(Interface markup and scripts)
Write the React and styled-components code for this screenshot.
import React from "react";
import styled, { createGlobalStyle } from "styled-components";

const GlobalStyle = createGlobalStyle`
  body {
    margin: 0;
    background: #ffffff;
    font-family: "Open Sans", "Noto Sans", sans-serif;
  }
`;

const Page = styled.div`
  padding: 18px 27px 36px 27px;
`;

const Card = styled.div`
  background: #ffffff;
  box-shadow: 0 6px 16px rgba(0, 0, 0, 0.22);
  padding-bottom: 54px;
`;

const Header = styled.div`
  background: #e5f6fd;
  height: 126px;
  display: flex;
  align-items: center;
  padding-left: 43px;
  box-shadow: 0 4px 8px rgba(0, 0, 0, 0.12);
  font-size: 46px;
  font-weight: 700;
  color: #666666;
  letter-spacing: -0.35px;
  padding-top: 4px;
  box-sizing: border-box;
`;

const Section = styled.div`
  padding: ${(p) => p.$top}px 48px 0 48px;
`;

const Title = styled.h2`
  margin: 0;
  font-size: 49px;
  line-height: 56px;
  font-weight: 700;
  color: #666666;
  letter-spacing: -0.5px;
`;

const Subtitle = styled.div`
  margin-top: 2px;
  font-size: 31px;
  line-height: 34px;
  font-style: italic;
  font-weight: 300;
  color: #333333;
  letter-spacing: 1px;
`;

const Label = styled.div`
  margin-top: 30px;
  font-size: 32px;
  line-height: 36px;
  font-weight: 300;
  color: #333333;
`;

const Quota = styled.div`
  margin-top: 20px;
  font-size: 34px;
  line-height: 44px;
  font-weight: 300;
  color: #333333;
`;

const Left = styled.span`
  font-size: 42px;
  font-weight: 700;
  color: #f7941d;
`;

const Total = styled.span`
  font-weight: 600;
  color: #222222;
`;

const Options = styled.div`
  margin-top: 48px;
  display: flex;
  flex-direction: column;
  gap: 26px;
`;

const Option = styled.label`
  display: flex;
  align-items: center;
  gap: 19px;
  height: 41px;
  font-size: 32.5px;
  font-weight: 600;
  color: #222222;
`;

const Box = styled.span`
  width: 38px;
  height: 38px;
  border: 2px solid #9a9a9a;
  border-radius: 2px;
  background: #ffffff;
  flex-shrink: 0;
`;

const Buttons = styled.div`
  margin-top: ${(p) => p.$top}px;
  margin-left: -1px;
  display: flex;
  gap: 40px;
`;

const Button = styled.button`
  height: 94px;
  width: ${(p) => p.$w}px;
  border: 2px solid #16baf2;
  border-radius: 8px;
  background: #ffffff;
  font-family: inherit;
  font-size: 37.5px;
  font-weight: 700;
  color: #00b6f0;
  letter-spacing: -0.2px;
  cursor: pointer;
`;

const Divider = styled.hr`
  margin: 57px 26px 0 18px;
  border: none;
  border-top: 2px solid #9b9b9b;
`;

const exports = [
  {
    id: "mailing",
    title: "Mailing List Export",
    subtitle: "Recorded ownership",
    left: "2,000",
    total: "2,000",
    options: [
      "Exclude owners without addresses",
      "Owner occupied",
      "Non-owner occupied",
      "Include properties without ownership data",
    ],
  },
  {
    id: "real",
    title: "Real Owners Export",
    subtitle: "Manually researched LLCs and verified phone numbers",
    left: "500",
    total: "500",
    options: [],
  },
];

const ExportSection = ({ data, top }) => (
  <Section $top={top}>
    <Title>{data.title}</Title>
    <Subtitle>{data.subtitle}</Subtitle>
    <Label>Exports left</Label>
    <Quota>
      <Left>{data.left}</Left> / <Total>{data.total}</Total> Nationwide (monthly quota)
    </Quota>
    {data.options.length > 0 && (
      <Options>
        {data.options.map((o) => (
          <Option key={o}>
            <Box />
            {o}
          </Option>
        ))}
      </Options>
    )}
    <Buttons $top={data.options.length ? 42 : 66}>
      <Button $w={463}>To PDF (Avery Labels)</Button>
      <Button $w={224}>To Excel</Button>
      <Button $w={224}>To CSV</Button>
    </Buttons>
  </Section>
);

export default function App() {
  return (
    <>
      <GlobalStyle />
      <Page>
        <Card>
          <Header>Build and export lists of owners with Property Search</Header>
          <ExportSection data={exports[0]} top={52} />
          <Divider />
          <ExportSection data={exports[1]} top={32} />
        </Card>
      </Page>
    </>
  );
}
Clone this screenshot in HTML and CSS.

» **What you need to do**
Copy all lines from the data that hold the word "this".

» **Exercise result**
Write the React and styled-components code for this screenshot.
Clone this screenshot in HTML and CSS.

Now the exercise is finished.